┌─ Given information

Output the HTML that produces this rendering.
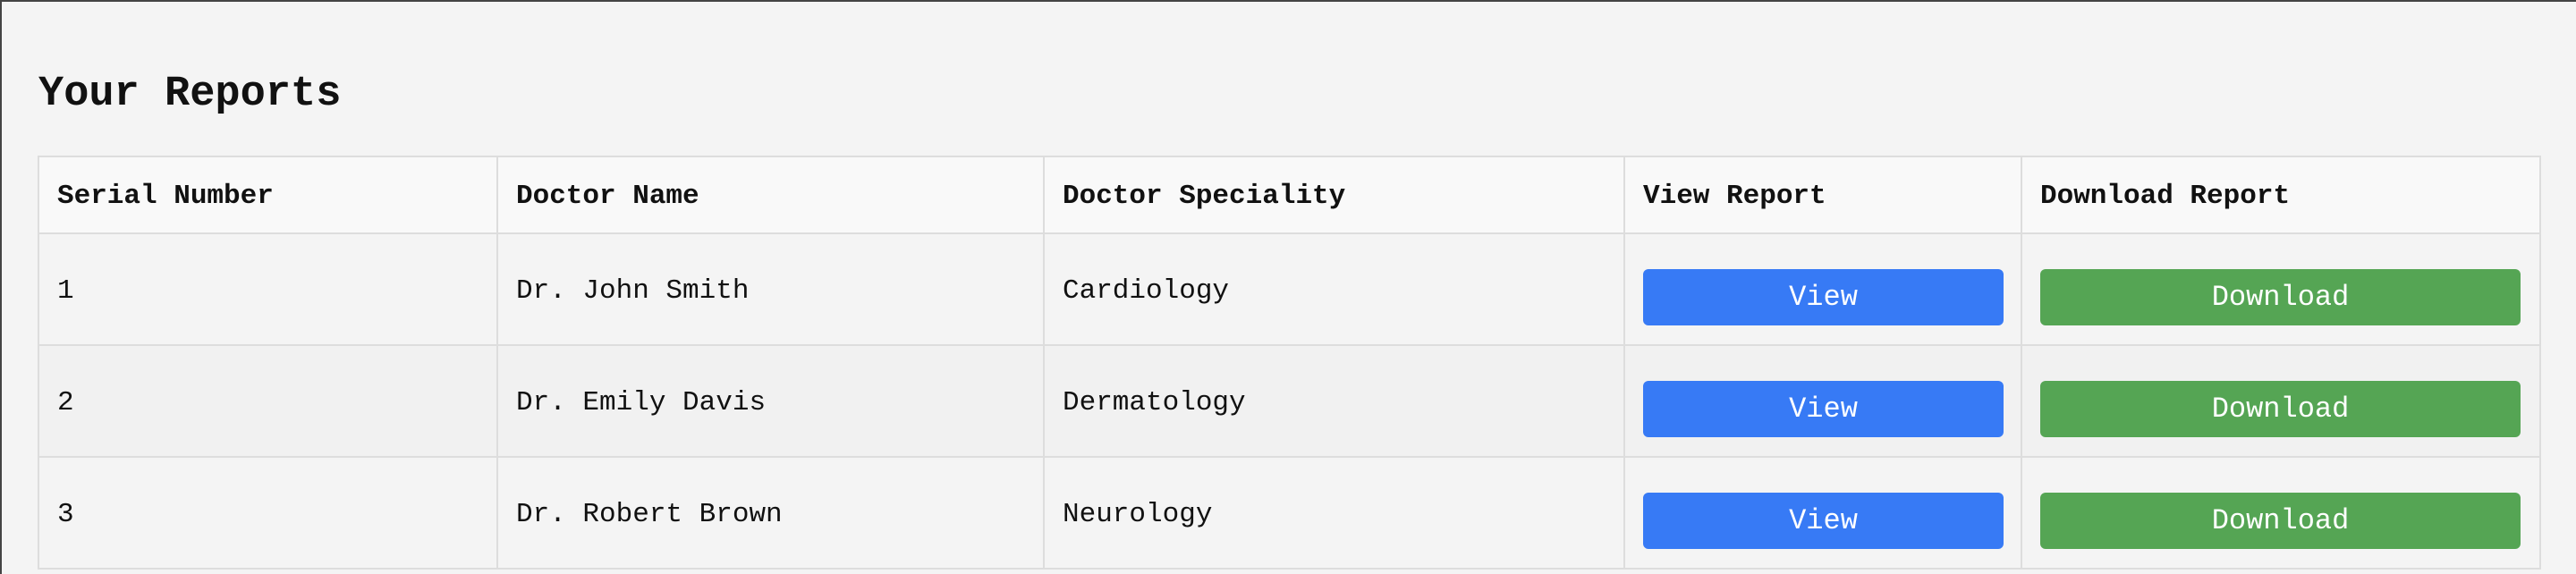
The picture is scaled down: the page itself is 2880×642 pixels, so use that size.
<!DOCTYPE html>
<html><head><style>
html,body{margin:0;padding:0;width:2880px;height:642px;overflow:hidden;background:#f4f4f4;font-family:"Liberation Mono",monospace;}
.frame{position:absolute;left:0;top:0;width:2880px;height:640px;border-top:2px solid #444;border-left:2px solid #444;}
h1{position:absolute;left:43px;top:76px;margin:0;font-size:47px;font-weight:bold;color:#111;line-height:60px;}
table{position:absolute;left:42px;top:174px;border-collapse:collapse;width:2797px;table-layout:fixed;}
td,th{border:2px solid #ddd;padding:3px 0 0 20px;text-align:left;font-size:31px;color:#111;}
th{height:81px;background:#f9f9f9;font-weight:bold;}
td{height:120px;}
tr.a td{background:#f4f4f4}
tr.b td{background:#f1f1f1}
.btn{display:block;height:63px;line-height:63px;border-radius:6px;color:#fff;text-align:center;font-size:32px;margin-top:15px;}
.v{background:#377af5;width:403px}
.d{background:#55a554;width:537px}
</style></head><body>
<div class="frame"></div>
<h1>Your Reports</h1>
<table>
<colgroup><col style="width:513px"><col style="width:611px"><col style="width:649px"><col style="width:444px"><col style="width:580px"></colgroup>
<tr><th>Serial Number</th><th>Doctor Name</th><th>Doctor Speciality</th><th>View Report</th><th>Download Report</th></tr>
<tr class="a"><td>1</td><td>Dr. John Smith</td><td>Cardiology</td><td><span class="btn v">View</span></td><td><span class="btn d">Download</span></td></tr>
<tr class="b"><td>2</td><td>Dr. Emily Davis</td><td>Dermatology</td><td><span class="btn v">View</span></td><td><span class="btn d">Download</span></td></tr>
<tr class="a"><td>3</td><td>Dr. Robert Brown</td><td>Neurology</td><td><span class="btn v">View</span></td><td><span class="btn d">Download</span></td></tr>
</table>
</body></html>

└─

> _Task_: Write the listing out a second time exactly, dropping all images.

> _Solution to this exercise_:
Output the HTML that produces this rendering.
The picture is scaled down: the page itself is 2880×642 pixels, so use that size.
<!DOCTYPE html>
<html><head><style>
html,body{margin:0;padding:0;width:2880px;height:642px;overflow:hidden;background:#f4f4f4;font-family:"Liberation Mono",monospace;}
.frame{position:absolute;left:0;top:0;width:2880px;height:640px;border-top:2px solid #444;border-left:2px solid #444;}
h1{position:absolute;left:43px;top:76px;margin:0;font-size:47px;font-weight:bold;color:#111;line-height:60px;}
table{position:absolute;left:42px;top:174px;border-collapse:collapse;width:2797px;table-layout:fixed;}
td,th{border:2px solid #ddd;padding:3px 0 0 20px;text-align:left;font-size:31px;color:#111;}
th{height:81px;background:#f9f9f9;font-weight:bold;}
td{height:120px;}
tr.a td{background:#f4f4f4}
tr.b td{background:#f1f1f1}
.btn{display:block;height:63px;line-height:63px;border-radius:6px;color:#fff;text-align:center;font-size:32px;margin-top:15px;}
.v{background:#377af5;width:403px}
.d{background:#55a554;width:537px}
</style></head><body>
<div class="frame"></div>
<h1>Your Reports</h1>
<table>
<colgroup><col style="width:513px"><col style="width:611px"><col style="width:649px"><col style="width:444px"><col style="width:580px"></colgroup>
<tr><th>Serial Number</th><th>Doctor Name</th><th>Doctor Speciality</th><th>View Report</th><th>Download Report</th></tr>
<tr class="a"><td>1</td><td>Dr. John Smith</td><td>Cardiology</td><td><span class="btn v">View</span></td><td><span class="btn d">Download</span></td></tr>
<tr class="b"><td>2</td><td>Dr. Emily Davis</td><td>Dermatology</td><td><span class="btn v">View</span></td><td><span class="btn d">Download</span></td></tr>
<tr class="a"><td>3</td><td>Dr. Robert Brown</td><td>Neurology</td><td><span class="btn v">View</span></td><td><span class="btn d">Download</span></td></tr>
</table>
</body></html>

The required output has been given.